In a transformation as surprising as it is persuasive, Matisse's famed painting, The Red Studio becomes the red studio of the heart in Murray Silverstein's superb third collection. There's room in this studio for loss, doubt, and humor. But above all, there's room for love--love for family, for learning, for life. Silverstein's voice is masterly without being imperious, inquiring without being coy, and generous in its acceptance of human limits. Whether addressing the dead or a yellow colander in his kitchen, emptiness or the moon, Keats or a fallen fig tree, Silverstein shifts his perspective from his family to the world, from his love for language to his love for the arts. His tone shifts, too, from the colloquial to the formal, as easily and naturally as the next breath. Silverstein opens his book with the appeal: "lash me to love, music of my late years, against the spectre of its vanishing, lash me to love--" His appeal is granted. These are poems of love from a heart unafraid to admit life in all its pain and beauty.

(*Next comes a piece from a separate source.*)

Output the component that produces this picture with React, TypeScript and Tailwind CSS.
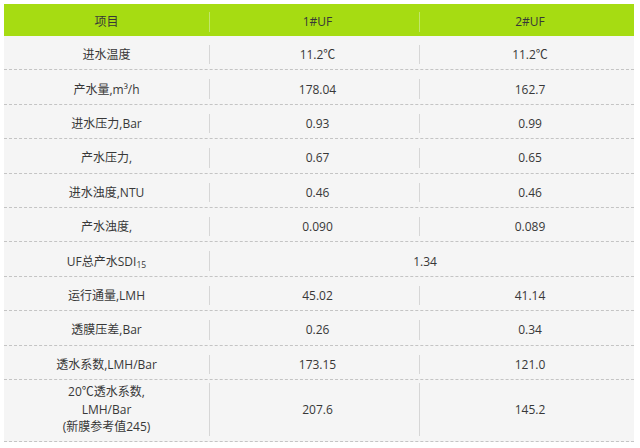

Red Studio is Murray Silverstein's third book of poems. His first collection, Any Old Wolf (2007), received the Independent Publisher's Bronze Medal for Poetry and was followed by Master of Leaves (2014). His poems have appeared in numberous journals, including Rattle, ZYZZYVA, The MacGuffin, The Brooklyn Review, West Marin Review, Plainsongs, Nimrod, The Dreaming Machine, and Spillway. A practicing architect for forty years and coauthor of four books on architecture, including A Patterm Language, and Patterns of Home, Silverstein lives in Oakland, California.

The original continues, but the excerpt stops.